No hay elogio para una madre que se tenga por mayor
muestra de respeto que esa cruel observación de que "mi madre es una
mujer de su casa, una mujer que no pisa la calle, entregada a la causa
de su padre, de sus hermanos, de su familia...".
Y junto al cumplido, la puntilla… “y por ello es que el amor perdura”.
Y las labores de una madre que se respete, devota y desprendida, siempre transcurren entre las mil y una paredes del hogar, entre esos muros hechos a la medida de la costumbre ante los que se rinde la curiosidad y se quiebran las alas; esas rígidas paredes a prueba de llantos, que apagan las voces y encierran los pasos y en las que los relojes únicamente marcan la espera.

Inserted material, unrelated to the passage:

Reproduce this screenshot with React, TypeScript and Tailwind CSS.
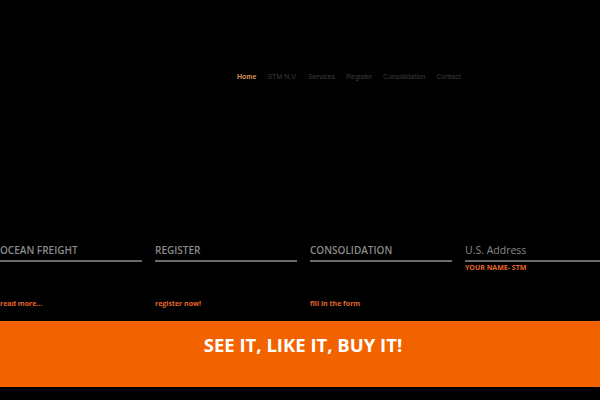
import React from "react";

const navItems = ["Home", "STM N.V.", "Services", "Register", "Consolidation", "Contact"];

const cols = [
  { title: "OCEAN FREIGHT", link: "read more..." },
  { title: "REGISTER", link: "register now!" },
  { title: "CONSOLIDATION", link: "fill in the form" },
];

export default function App() {
  return (
    <div
      className="w-[600px] h-[400px] bg-black overflow-hidden flex flex-col"
      style={{ fontFamily: '"Open Sans", "Noto Sans", sans-serif' }}
    >
      <nav
        className="flex gap-[11px] pl-[237px] pt-[72px] h-[243px] text-[7px] leading-[10px]"
        style={{ fontFamily: '"Liberation Sans", Arial, sans-serif' }}
      >
        {navItems.map((n, i) => (
          <span key={n} className={i === 0 ? "text-[#d8915e] font-bold" : "text-[#3d3d3d]"}>
            {n}
          </span>
        ))}
      </nav>
      <div className="flex gap-[13px] h-[78px]">
        {cols.map((c) => (
          <div key={c.title} className="w-[142px] flex flex-col">
            <div className="text-[10px] leading-[14px] font-semibold text-[#8a8a8a]">{c.title}</div>
            <div className="mt-[3px] h-[2px] bg-[#6b6b6b]" />
            <div className="mt-[37px] text-[7px] leading-[10px] font-bold text-[#e5652a]">{c.link}</div>
          </div>
        ))}
        <div className="flex-1 flex flex-col">
          <div className="text-[10.5px] leading-[14px] text-[#8a8a8a]">U.S. Address</div>
          <div className="mt-[3px] h-[2px] bg-[#6b6b6b]" />
          <div className="mt-[1px] text-[7px] leading-[10px] font-bold text-[#e5652a]">YOUR NAME- STM</div>
        </div>
      </div>
      <div className="h-[66px] bg-[#f26300] flex justify-center pt-[12px] pl-[6px]">
        <span className="text-white font-bold text-[18.5px] leading-[24px]">SEE IT, LIKE IT, BUY IT!</span>
      </div>
    </div>
  );
}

Si acaso, queda la ventana del consuelo y el encuentro fugaz con la vecina mientras se tienden al sol los desahogos y se comparten todos los silencios.
Al otro lado del muro está la vida, el aire, la gente paseando por la calle, la juventud doblando las esquinas, los tragos en las mesas, la música en los pies, las monedas rodando por las manos, la lluvia, las paradas de buses, el amor paseando en bicicleta, la noticia caliente, la cerveza fría, eso que hemos dado en llamar vida y que, gracias a Dios y a nuestro cálido elogio, nunca perturba el sueño de las madres ni amenaza tampoco su virtud.